Obama was forced to spend time in a rare series of back-to-back television interviews with each major US network conceding he had "screwed up" on the Daschle nomination. He had wanted to focus on promoting his economic stimulus plans.

The pay cap would lay the ground for next week's unveiling of a new framework for spending the money that remains in the US$700 billion financial rescue fund, established late last year by the former Bush administration to prevent the collapse of the country's financial underpinnings.

Spending of the first half of the measure has come under heavy criticism for focusing too heavily on bank and financial institution bailouts and too little on helping millions of homeowners facing foreclosure of home mortgages.

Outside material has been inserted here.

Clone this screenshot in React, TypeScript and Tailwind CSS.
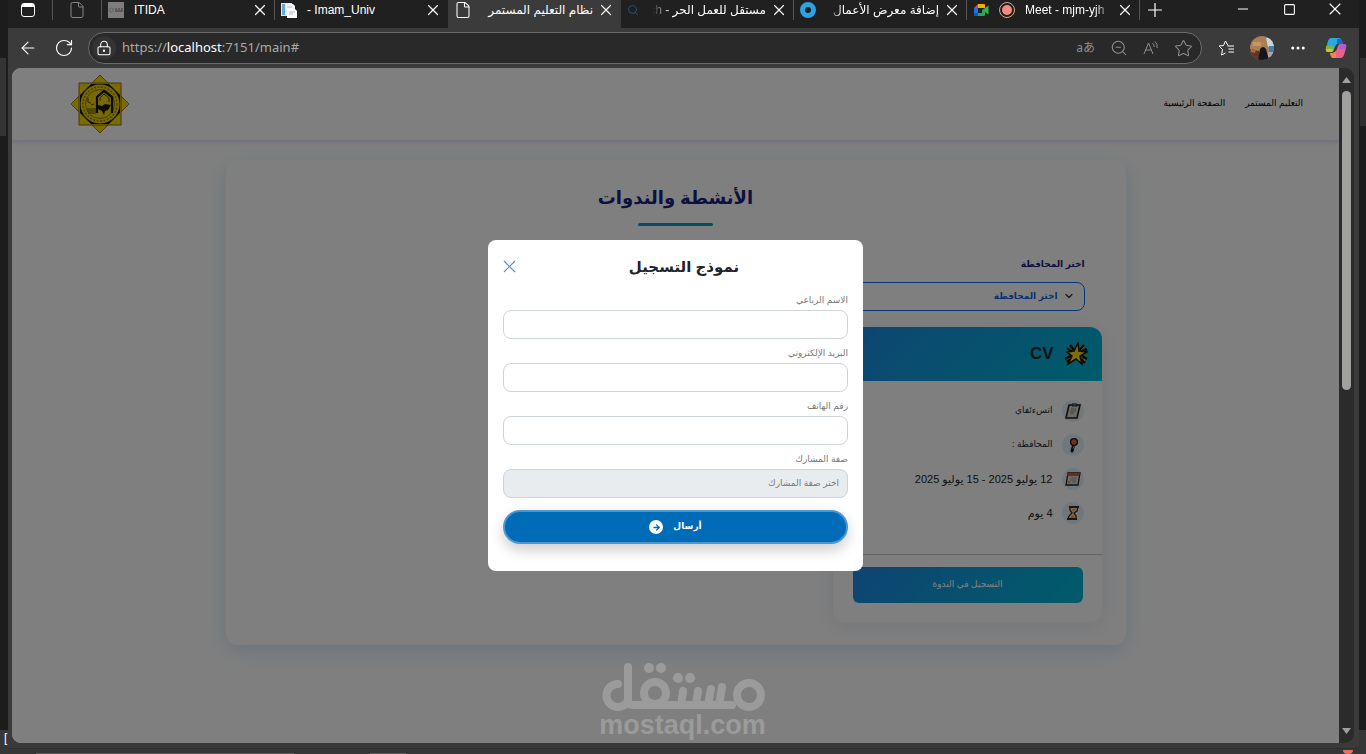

The pay cap announcement is just one of the fronts on which Obama is battling against the nation's worst economic crisis since the Great Depression.

The president and his aides continue pushing and prodding a massive economic stimulus bill now wending through the Senate. Its cost climbed above US$900 billion as of Tuesday as senators amended the package.

A companion bill, costing US$819 billion, already passed the House of Representatives. Once senators finish their version of the legislation, the two houses of Congress will come together to reconcile differences in the massive spending and tax-cut legislation.

Obama says he still expects to have that bill to sign into law by mid-month.